> [DATASET RECORDS]:
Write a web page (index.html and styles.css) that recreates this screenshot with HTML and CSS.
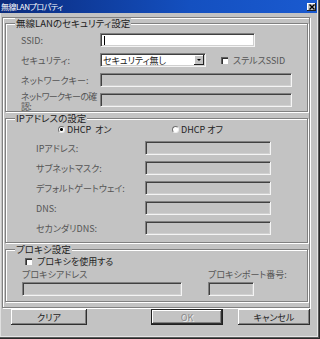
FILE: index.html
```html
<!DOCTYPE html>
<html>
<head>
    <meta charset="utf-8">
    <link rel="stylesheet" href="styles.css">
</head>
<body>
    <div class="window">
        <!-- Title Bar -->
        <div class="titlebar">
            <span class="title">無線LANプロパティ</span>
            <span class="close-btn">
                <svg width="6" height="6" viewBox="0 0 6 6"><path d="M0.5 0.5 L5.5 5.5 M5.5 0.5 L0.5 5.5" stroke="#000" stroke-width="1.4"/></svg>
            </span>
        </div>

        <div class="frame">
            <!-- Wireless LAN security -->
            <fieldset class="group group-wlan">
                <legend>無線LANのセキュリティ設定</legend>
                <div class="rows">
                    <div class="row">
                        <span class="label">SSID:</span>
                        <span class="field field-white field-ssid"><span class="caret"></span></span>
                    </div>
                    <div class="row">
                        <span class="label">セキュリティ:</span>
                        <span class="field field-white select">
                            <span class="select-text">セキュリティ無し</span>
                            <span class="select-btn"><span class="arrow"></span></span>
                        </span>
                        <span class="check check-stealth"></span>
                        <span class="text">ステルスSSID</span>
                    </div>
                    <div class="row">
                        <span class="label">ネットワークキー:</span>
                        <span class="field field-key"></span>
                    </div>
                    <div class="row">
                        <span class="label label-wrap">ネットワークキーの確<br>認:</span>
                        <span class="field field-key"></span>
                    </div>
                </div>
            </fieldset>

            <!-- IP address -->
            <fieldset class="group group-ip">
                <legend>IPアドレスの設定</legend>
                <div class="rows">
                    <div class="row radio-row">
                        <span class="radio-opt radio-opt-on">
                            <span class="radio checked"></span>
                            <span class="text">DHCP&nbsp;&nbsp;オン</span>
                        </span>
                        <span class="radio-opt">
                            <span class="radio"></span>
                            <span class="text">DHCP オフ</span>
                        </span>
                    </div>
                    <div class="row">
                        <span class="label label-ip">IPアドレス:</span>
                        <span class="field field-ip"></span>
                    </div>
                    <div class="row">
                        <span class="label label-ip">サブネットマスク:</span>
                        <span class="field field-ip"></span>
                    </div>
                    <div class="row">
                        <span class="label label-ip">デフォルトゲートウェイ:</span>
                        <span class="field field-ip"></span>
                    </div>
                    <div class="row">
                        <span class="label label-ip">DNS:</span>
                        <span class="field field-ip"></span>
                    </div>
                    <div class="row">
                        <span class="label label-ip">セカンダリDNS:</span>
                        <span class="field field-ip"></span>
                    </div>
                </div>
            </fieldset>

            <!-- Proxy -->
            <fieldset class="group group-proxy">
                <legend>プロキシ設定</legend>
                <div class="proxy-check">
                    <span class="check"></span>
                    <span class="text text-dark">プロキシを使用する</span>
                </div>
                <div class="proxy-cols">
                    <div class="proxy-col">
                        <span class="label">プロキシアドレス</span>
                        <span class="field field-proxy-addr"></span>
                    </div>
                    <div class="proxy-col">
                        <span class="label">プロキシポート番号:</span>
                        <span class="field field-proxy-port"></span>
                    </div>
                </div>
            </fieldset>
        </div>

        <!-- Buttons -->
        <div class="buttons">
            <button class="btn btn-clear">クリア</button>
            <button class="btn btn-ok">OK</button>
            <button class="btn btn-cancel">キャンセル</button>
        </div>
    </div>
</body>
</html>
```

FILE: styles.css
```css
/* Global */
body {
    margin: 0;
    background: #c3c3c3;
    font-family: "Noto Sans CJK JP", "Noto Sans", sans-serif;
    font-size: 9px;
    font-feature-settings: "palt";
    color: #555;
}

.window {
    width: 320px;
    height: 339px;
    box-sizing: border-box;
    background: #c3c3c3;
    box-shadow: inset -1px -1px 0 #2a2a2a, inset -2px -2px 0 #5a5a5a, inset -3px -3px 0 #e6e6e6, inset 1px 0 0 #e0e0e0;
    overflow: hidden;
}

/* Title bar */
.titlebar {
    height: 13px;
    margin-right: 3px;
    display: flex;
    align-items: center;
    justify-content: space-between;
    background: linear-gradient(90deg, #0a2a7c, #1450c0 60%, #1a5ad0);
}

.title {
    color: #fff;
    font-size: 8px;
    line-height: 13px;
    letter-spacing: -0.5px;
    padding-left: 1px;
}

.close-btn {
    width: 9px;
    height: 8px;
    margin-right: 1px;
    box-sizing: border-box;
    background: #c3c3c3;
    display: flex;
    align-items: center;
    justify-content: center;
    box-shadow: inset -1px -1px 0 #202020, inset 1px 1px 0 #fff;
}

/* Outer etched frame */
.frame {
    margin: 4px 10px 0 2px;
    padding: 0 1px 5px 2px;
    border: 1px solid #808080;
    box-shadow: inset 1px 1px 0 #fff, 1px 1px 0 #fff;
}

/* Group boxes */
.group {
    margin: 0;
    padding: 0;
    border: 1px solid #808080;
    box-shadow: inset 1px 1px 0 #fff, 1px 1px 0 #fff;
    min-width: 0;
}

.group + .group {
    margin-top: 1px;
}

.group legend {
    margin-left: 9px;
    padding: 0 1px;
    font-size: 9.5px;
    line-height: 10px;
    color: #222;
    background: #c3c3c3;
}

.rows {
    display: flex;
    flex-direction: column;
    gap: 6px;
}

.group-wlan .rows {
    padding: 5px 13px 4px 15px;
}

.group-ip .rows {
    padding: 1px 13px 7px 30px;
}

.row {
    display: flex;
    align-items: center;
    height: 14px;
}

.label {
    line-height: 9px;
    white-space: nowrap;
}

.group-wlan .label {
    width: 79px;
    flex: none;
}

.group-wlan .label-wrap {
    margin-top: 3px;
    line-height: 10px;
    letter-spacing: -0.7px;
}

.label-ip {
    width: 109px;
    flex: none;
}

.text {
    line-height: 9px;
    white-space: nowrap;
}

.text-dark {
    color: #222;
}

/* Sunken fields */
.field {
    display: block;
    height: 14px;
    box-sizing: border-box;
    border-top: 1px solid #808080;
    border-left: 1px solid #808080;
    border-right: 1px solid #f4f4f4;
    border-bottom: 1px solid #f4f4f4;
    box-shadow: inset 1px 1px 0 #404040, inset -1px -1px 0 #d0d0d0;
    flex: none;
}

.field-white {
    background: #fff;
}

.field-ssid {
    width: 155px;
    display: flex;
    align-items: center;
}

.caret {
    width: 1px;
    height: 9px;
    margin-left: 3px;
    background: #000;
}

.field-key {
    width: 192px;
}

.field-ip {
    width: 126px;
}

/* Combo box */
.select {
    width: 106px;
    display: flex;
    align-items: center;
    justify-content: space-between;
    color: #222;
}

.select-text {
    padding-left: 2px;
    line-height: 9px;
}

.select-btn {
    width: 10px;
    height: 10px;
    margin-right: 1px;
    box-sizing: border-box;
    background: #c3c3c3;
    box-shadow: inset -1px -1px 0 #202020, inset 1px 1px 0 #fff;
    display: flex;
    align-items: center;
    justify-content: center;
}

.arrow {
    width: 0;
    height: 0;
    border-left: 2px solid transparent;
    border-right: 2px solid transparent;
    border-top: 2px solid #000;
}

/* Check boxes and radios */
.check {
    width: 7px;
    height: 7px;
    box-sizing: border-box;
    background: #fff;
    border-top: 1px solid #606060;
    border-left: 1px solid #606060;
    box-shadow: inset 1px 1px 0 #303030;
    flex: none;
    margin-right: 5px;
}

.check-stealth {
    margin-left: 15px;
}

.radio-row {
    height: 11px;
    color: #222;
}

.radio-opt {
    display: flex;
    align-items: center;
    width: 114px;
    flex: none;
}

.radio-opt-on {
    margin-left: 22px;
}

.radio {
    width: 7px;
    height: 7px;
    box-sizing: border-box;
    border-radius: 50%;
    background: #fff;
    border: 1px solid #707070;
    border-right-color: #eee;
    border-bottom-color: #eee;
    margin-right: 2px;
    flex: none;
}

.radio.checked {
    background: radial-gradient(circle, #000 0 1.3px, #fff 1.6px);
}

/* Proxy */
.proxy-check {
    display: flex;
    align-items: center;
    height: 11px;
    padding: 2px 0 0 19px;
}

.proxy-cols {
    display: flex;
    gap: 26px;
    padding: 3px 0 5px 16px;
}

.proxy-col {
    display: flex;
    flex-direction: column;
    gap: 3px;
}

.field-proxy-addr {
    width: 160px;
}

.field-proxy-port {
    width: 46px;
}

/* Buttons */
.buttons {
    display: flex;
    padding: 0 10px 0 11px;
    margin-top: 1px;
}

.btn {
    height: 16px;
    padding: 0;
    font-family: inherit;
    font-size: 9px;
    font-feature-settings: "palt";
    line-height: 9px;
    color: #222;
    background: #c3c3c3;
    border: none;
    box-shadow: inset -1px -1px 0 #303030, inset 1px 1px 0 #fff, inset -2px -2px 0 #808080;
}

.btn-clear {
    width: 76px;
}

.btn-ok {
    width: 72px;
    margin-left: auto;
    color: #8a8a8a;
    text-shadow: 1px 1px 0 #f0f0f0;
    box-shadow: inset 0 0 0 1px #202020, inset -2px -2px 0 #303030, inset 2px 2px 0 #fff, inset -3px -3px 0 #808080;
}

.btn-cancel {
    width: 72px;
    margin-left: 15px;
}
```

--

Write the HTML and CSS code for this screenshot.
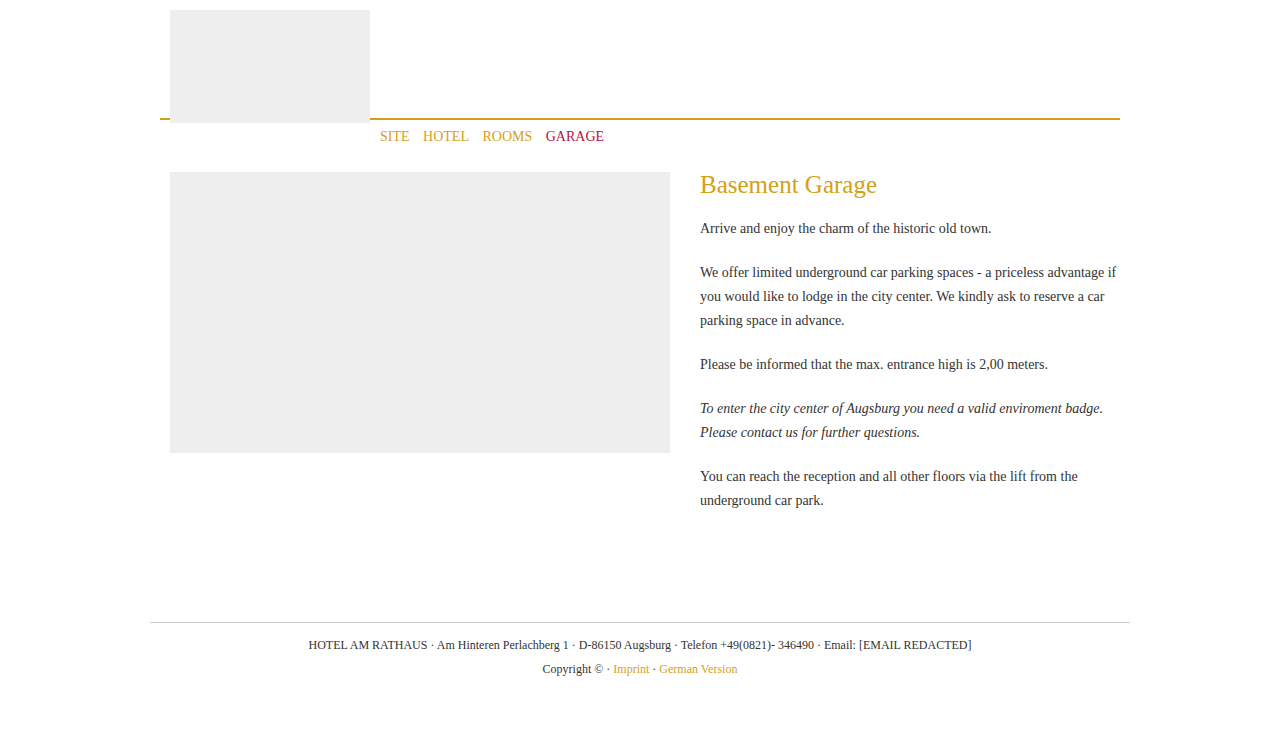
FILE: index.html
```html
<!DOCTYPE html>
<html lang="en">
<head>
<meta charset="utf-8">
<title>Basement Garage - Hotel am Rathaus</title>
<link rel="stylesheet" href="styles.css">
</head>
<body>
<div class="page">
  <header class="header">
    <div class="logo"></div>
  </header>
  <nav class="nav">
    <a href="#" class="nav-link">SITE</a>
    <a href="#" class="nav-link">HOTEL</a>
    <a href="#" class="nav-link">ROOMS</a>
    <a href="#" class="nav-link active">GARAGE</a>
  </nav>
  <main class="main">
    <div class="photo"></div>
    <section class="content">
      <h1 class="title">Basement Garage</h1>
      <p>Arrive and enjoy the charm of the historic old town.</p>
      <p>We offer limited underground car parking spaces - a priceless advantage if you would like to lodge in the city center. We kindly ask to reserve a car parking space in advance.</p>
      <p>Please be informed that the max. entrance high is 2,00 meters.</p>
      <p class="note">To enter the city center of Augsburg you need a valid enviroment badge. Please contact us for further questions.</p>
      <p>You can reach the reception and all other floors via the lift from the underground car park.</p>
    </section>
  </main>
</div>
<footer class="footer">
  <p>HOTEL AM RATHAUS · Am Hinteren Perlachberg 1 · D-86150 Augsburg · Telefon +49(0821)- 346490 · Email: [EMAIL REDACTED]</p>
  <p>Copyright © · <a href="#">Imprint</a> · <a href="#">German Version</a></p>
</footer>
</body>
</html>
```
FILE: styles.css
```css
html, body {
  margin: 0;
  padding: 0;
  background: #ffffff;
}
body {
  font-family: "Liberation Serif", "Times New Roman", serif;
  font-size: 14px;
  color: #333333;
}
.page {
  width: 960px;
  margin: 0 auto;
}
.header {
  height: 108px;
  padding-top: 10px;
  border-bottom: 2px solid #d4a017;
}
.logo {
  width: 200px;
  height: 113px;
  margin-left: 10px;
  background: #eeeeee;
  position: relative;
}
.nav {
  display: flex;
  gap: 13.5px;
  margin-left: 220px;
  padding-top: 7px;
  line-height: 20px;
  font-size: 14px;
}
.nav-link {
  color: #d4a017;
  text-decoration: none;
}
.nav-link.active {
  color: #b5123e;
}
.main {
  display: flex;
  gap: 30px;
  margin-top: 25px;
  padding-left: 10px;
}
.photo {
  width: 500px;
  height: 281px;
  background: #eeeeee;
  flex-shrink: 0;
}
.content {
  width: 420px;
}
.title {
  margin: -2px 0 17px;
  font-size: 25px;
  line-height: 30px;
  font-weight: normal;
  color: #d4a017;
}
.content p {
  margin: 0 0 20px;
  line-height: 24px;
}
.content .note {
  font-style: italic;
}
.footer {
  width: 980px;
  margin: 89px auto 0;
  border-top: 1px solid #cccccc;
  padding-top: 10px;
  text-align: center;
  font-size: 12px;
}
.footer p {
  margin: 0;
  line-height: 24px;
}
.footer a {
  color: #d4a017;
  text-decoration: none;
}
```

> [YOUR GOAL]:
Where a line holds "that", copy it out.

> [TASK RESULT]:
Write a web page (index.html and styles.css) that recreates this screenshot with HTML and CSS.
      <p>Please be informed that the max. entrance high is 2,00 meters.</p>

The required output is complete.